The EC is now facing a serious blow to its ability to regulate acquisitions and mergers after the Court of Justice for the European Union (CJEU) ruled that the deal did not have enough of an impact on the continent for competition bodies to become involved.
The Luxembourg-based court has annulled the ruling of the 2022 court case of Illumina versus the EC, in which the company was ordered to divest itself completely from Grail after spending $7.1bn acquiring it. The EC now has two months to appeal the decision.
While the EC can order its national representative and competition bodies to investigate deals and mergers under Article 22 of its Merger Regulations, the court ruled that the deal fell short of the required threshold of value and jobs within the EU-affected area to trigger a competition investigation.
In a statement released alongside the decision, the CJEU stated: “The Court of Justice finds that the General Court erred in concluding that a literal, historical, contextual and teleological interpretation of the Merger Regulation allowed national competition authorities to ask the EC to examine a concentration that not only lacks a European dimension but also falls outside their competence to review such a concentration on account of the fact that it does not reach the applicable national thresholds.”
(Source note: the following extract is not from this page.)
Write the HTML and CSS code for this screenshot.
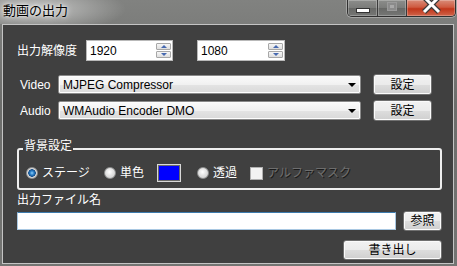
FILE: index.html
```html
<!DOCTYPE html>
<html lang="ja">
<head>
    <meta charset="UTF-8">
    <title>動画の出力</title>
    <link rel="stylesheet" href="styles.css">
</head>
<body>
    <div class="window">
        <div class="titlebar">
            <span class="title">動画の出力</span>
            <div class="caption-buttons">
                <span class="cap cap-min"><i></i></span>
                <span class="cap cap-max"><i></i></span>
                <span class="cap cap-close">
                    <svg width="21" height="14" viewBox="0 0 21 14">
                        <path d="M3 -3 L18 12 M18 -3 L3 12" stroke="#3a3a3a" stroke-width="5.5" fill="none"/>
                        <path d="M3 -3 L18 12 M18 -3 L3 12" stroke="#ffffff" stroke-width="3" fill="none"/>
                    </svg>
                </span>
            </div>
        </div>

        <div class="client">
            <div class="row res-row">
                <span class="res-label">出力解像度</span>
                <div class="spin">
                    <span>1920</span>
                    <span class="spin-btns"><span class="spin-up"></span><span class="spin-down"></span></span>
                </div>
                <div class="spin spin-height">
                    <span>1080</span>
                    <span class="spin-btns"><span class="spin-up"></span><span class="spin-down"></span></span>
                </div>
            </div>

            <div class="row codec-row">
                <span class="codec-label">Video</span>
                <div class="combo"><span>MJPEG Compressor</span><span class="combo-arrow"></span></div>
                <button class="btn btn-setting">設定</button>
            </div>
            <div class="row codec-row codec-audio">
                <span class="codec-label">Audio</span>
                <div class="combo"><span>WMAudio Encoder DMO</span><span class="combo-arrow"></span></div>
                <button class="btn btn-setting">設定</button>
            </div>

            <fieldset class="group">
                <legend>背景設定</legend>
                <div class="bg-options">
                    <span class="opt opt-stage"><span class="radio checked"></span>ステージ</span>
                    <span class="opt opt-mono"><span class="radio"></span>単色</span>
                    <span class="swatch"></span>
                    <span class="opt opt-trans"><span class="radio"></span>透過</span>
                    <span class="opt opt-alpha"><span class="check"></span><span class="disabled">アルファマスク</span></span>
                </div>
            </fieldset>

            <div class="file-label">出力ファイル名</div>
            <div class="row file-row">
                <div class="file-input"></div>
                <button class="btn btn-browse">参照</button>
            </div>
            <div class="row export-row">
                <button class="btn btn-export">書き出し</button>
            </div>
        </div>
    </div>
</body>
</html>
```

FILE: styles.css
```css
body {
    margin: 0;
    font-family: "Liberation Sans", "Noto Sans CJK JP", sans-serif;
    font-size: 12px;
    line-height: 14px;
}
.window {
    width: 457px;
    height: 266px;
    display: flex;
    flex-direction: column;
    overflow: hidden;
    background: linear-gradient(180deg, #818280 0%, #6c6d6b 40%, #747573 100%);
}
.titlebar {
    height: 24px;
    flex: none;
    display: flex;
    align-items: flex-start;
    background: radial-gradient(ellipse 90px 24px at 36px 9px, rgba(255,255,255,0.55), rgba(255,255,255,0) 100%);
}
.title {
    padding: 2px 0 0 3px;
    font-family: "Noto Sans CJK JP", sans-serif;
    font-size: 13px;
    line-height: 15px;
    color: #000;
    text-shadow: 0 0 6px #fff, 0 0 3px rgba(255,255,255,0.8);
}
.caption-buttons {
    margin-left: auto;
    margin-right: 1px;
    display: flex;
    height: 16px;
    border: 1px solid #303030;
    border-top: none;
    border-radius: 0 0 5px 5px;
    overflow: hidden;
    box-shadow: 0 0 0 1px rgba(255,255,255,0.3);
}
.cap {
    display: flex;
    align-items: center;
    justify-content: center;
    box-shadow: inset 0 0 0 1px rgba(255,255,255,0.25);
}
.cap-min,
.cap-max {
    background: linear-gradient(180deg, #8c8d8b 0%, #7a7b79 50%, #676866 51%, #767775 100%);
    border-right: 1px solid #3a3a3a;
}
.cap-min {
    width: 29px;
}
.cap-min i {
    width: 12px;
    height: 3px;
    margin-top: 5px;
    background: #fff;
    border: 1px solid #333;
}
.cap-max {
    width: 28px;
}
.cap-max i {
    width: 8px;
    height: 7px;
    margin-top: -3px;
    border: 1px solid #9a9a9a;
    background: #a9a9a9;
    box-shadow: inset 0 0 0 2px #8b8b8b;
}
.cap-close {
    width: 48px;
    align-items: flex-start;
    background: linear-gradient(180deg, #d98c79 0%, #cf5a40 45%, #c1361a 55%, #d0644a 100%);
}
.client {
    flex: 1;
    margin: 0 3px 2px 2px;
    padding: 15px 11px 0 14px;
    background: #404040;
    border: 1px solid #c4c4c4;
    color: #fff;
}
.row {
    display: flex;
    align-items: center;
}
.res-row {
    height: 21px;
}
.res-label {
    width: 69px;
}
.spin {
    box-sizing: border-box;
    width: 87px;
    height: 21px;
    padding: 0 1px 0 3px;
    display: flex;
    align-items: center;
    background: #fff;
    border: 1px solid #b9b9b9;
    color: #000;
}
.spin-height {
    width: 88px;
    margin-left: 24px;
}
.spin-btns {
    margin-left: auto;
    width: 15px;
    height: 15px;
    display: flex;
    flex-direction: column;
    gap: 1px;
}
.spin-up,
.spin-down {
    flex: 1;
    display: flex;
    align-items: center;
    justify-content: center;
    border: 1px solid #a7a7a7;
    border-radius: 1px;
    background: linear-gradient(180deg, #f6f6f6, #dedede);
}
.spin-up::after,
.spin-down::after {
    content: "";
    border-left: 3px solid transparent;
    border-right: 3px solid transparent;
}
.spin-up::after {
    border-bottom: 3px solid #4669b0;
}
.spin-down::after {
    border-top: 3px solid #4669b0;
}
.codec-row {
    height: 21px;
    margin-top: 13px;
}
.codec-audio {
    margin-top: 5px;
}
.codec-label {
    width: 38px;
    padding-left: 3px;
}
.combo {
    box-sizing: border-box;
    width: 303px;
    height: 19px;
    padding: 0 4px;
    display: flex;
    align-items: center;
    border: 1px solid #8a8a8a;
    border-radius: 2px;
    background: linear-gradient(180deg, #fbfbfb 0%, #f1f1f1 50%, #e4e4e4 51%, #d9d9d9 100%);
    box-shadow: inset 0 0 0 1px #fdfdfd;
    color: #000;
}
.combo-arrow {
    margin-left: auto;
    border-left: 4px solid transparent;
    border-right: 4px solid transparent;
    border-top: 4px solid #000;
}
.btn {
    box-sizing: border-box;
    padding: 0;
    border: 1px solid #707070;
    border-radius: 3px;
    background: linear-gradient(180deg, #f2f2f2 0%, #ebebeb 50%, #dddddd 51%, #cfcfcf 100%);
    box-shadow: inset 0 0 0 1px #fbfbfb;
    font: inherit;
    color: #000;
}
.btn-setting {
    width: 59px;
    height: 21px;
    margin-left: 12px;
}
.group {
    box-sizing: border-box;
    width: 425px;
    margin: 20px 0 0;
    padding: 7px 0 6px 7px;
    border: 2px solid #eeeeee;
    border-radius: 3px;
}
.group legend {
    margin-left: -3px;
    padding: 0 1px 6px;
    line-height: 10px;
}
.bg-options {
    height: 18px;
    display: flex;
    align-items: center;
}
.opt {
    display: flex;
    align-items: center;
}
.opt-stage {
    width: 78px;
}
.opt-mono {
    width: 53px;
}
.opt-trans {
    width: 53px;
}
.radio {
    box-sizing: border-box;
    width: 12px;
    height: 12px;
    margin-right: 4px;
    border-radius: 50%;
    border: 1px solid #8e8f8f;
    background: radial-gradient(circle at 45% 40%, #ffffff 0, #e2e2e2 45%, #c6c6c6 100%);
}
.radio.checked {
    background: radial-gradient(circle, #8fd0fa 0, #2a7fc8 2px, #144f8c 3.5px, #d6d6d6 4px, #f2f2f2 100%);
}
.swatch {
    box-sizing: border-box;
    width: 24px;
    height: 18px;
    margin-right: 16px;
    background: #0000ff;
    border: 1px solid #d8d8d8;
    box-shadow: inset 0 0 0 1px #6a6a6a;
}
.check {
    box-sizing: border-box;
    width: 13px;
    height: 13px;
    margin-right: 4px;
    border: 1px solid #b1b1b1;
    background: #f2f2f2;
}
.disabled {
    color: #6e6e6e;
    text-shadow: 1px 1px 0 #1a1a1a;
}
.file-label {
    margin-top: 3px;
}
.file-row {
    height: 20px;
    margin-top: 4px;
}
.file-input {
    box-sizing: border-box;
    width: 379px;
    height: 18px;
    background: #fff;
    border: 1px solid #a9c8e2;
    border-top-color: #3d7bad;
}
.btn-browse {
    width: 39px;
    height: 20px;
    margin-left: 7px;
}
.export-row {
    justify-content: flex-end;
    margin-top: 9px;
}
.btn-export {
    width: 99px;
    height: 20px;
}
```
At the same time, the ruling ordered the EC to pay both Grail and Illumina’s legal costs in the proceedings. The EC had previously fined Illumina €432m ($478m) in 2022 after the company closed its deal with Grail before the body could sign off on the deal.
It remains to be seen now whether the companies will still pursue a merger, with Illumina still holding on to its minority share of 14.5% in Grail. On 15 August 2024, the US Federal Trade Commission (FTC) similarly dismissed its own investigation blocking the merger on the grounds that it was anti-competitive.